The last couple of years have been tough on me. My Holmes and Rahe score put me at serious risk of illness. I experienced major life events such as a marital separation, being laid off from my job, a change in my financial state, the death of a friend, beginning school, a change my living conditions, and a change in residence. I suppose it comes as no surprise that, just as Holmes and Rahe predicted, these stressful circumstances led to serious illness, which took two biopsies to correct.

But generation after generation in my family has experienced enormous change. My grandmother, Caroline Leckey, was born on a ship as it made its way to the U.S. from Ireland. How bad would life have to be to get on a ship pregnant and leave everything you know and love behind? Potato famine bad, apparently, and my great grandmother wasn’t the first to do heroic things for the sake of an unborn child.

My birth certificate cites Mr. and Mrs.
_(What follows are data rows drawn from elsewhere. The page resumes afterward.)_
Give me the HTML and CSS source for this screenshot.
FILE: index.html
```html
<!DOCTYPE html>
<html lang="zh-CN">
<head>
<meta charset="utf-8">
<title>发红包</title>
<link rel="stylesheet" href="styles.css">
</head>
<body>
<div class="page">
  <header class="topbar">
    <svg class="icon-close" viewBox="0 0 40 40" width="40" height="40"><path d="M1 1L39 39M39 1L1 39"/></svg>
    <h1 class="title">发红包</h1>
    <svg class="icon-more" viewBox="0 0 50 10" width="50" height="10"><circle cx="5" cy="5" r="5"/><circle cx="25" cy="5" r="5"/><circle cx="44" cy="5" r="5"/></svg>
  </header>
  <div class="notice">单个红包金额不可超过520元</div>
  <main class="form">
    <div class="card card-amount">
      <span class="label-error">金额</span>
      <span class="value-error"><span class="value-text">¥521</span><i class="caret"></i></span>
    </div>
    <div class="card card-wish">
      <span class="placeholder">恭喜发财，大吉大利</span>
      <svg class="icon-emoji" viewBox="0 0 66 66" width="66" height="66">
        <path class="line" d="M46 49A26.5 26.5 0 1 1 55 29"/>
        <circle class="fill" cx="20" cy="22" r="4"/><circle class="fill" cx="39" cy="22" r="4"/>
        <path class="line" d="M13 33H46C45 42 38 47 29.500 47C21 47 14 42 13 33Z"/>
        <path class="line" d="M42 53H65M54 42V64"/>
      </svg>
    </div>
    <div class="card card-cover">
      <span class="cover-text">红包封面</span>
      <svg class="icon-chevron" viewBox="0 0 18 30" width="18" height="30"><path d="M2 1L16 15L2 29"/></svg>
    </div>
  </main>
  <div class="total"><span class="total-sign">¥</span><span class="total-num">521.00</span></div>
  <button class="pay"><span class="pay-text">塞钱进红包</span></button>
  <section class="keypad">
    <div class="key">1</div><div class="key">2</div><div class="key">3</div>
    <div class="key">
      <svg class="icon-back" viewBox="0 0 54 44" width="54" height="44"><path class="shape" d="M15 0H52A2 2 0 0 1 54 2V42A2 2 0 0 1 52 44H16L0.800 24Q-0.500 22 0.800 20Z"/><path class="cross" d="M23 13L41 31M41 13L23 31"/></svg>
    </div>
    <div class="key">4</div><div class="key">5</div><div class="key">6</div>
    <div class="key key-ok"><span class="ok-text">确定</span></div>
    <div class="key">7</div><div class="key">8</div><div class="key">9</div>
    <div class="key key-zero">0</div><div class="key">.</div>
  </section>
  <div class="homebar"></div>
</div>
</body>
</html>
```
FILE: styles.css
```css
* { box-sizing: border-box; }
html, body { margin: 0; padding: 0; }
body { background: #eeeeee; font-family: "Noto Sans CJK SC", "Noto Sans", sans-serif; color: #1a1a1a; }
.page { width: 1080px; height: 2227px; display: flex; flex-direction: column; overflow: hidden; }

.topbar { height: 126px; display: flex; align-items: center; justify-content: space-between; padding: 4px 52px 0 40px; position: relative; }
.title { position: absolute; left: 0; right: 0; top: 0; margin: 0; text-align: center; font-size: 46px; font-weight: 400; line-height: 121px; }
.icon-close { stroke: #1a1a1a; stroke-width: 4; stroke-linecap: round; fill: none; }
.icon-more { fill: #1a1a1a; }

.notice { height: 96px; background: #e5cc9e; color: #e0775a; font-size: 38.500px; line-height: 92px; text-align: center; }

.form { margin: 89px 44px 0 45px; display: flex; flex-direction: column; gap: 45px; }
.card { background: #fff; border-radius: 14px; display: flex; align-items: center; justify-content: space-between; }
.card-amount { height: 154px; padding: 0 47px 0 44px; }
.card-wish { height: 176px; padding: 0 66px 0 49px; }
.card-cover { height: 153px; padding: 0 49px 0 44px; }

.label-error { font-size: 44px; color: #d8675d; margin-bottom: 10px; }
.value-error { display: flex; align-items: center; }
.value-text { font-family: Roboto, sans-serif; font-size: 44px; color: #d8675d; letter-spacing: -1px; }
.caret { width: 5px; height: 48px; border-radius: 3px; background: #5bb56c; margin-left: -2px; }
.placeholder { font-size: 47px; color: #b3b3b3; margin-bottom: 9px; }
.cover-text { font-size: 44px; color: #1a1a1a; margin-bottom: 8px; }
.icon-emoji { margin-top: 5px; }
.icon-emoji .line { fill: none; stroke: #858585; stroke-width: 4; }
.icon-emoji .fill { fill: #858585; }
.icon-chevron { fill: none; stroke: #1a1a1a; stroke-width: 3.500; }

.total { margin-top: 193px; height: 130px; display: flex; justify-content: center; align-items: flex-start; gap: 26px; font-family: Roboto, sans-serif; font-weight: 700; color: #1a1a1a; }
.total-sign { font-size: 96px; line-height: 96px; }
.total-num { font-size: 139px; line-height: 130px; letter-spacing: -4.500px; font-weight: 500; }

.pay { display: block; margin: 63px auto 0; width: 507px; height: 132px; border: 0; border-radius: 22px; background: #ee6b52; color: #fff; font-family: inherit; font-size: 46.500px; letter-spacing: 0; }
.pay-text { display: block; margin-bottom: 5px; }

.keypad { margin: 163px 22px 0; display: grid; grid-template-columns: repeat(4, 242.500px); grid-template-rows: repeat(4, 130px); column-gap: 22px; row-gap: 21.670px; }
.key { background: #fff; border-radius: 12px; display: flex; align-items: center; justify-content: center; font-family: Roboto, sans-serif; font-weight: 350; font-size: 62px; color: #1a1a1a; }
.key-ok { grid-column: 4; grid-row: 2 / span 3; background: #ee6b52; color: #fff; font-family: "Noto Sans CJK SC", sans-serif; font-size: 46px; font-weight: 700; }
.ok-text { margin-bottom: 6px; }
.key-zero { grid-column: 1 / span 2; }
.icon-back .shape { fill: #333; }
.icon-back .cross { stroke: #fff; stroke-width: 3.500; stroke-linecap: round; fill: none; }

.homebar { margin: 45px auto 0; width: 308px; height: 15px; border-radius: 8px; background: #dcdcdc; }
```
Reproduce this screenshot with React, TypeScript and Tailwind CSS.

Herbert V. Harrison as my parents. As was the custom at the time, Dorothy Jean Brown’s identity was completely eclipsed by my father’s, though she graduated from the University of Nebraska with a degree in accounting and served in the military with a security clearance—things women didn’t typically do at the time.

Mom wanted my middle name to be Leckey, but dad vetoed that, and I ended up Robert Edward. I find my name feeling foreign, lately, which is unsettling. It’s like it no longer fits. I’ve revisited the idea of ceremonial names, and I do have two Buddhist names, which represent what my teachers see in me. But neither is English and both are private, so I prefer not to use them.

Like a butterfly outgrowing its cocoon, I feel like I’ve outgrown my name. So I’ve decided to change my legal middle name to Leckey and go by it instead of Robert or Rob. A Scottish friend tells me the name means “stone,” usually in reference to a hearth or marker stone. That resonates with me, as one indicates a boundary, while the other marks the center of a home–the source of heat and the place where meals are cooked. I am experiencing both an inner and outer defining. The boundary marker represents what I’ve learned about my own personal space. Knowing where I end and others begin, knowing my own voice and using it, knowing what’s mine, defining it to myself and others, and “defending” it. The hearth represents warmth and nourishment, an element of expansion in my life experience, an enlarging of both my heart and my hearth.

As I adopt the name Leckey, I embrace both my mother and father, the feminine and masculine of my origin. I don’t need a castle, moat, armaments, or coat of arms to declare what is mine. Changing my name isn’t about running away from anything, like my ancestors before me, it represents a courageous setting forth into an unknown future.

I am Robert Leckey Harrison. Call me Leckey.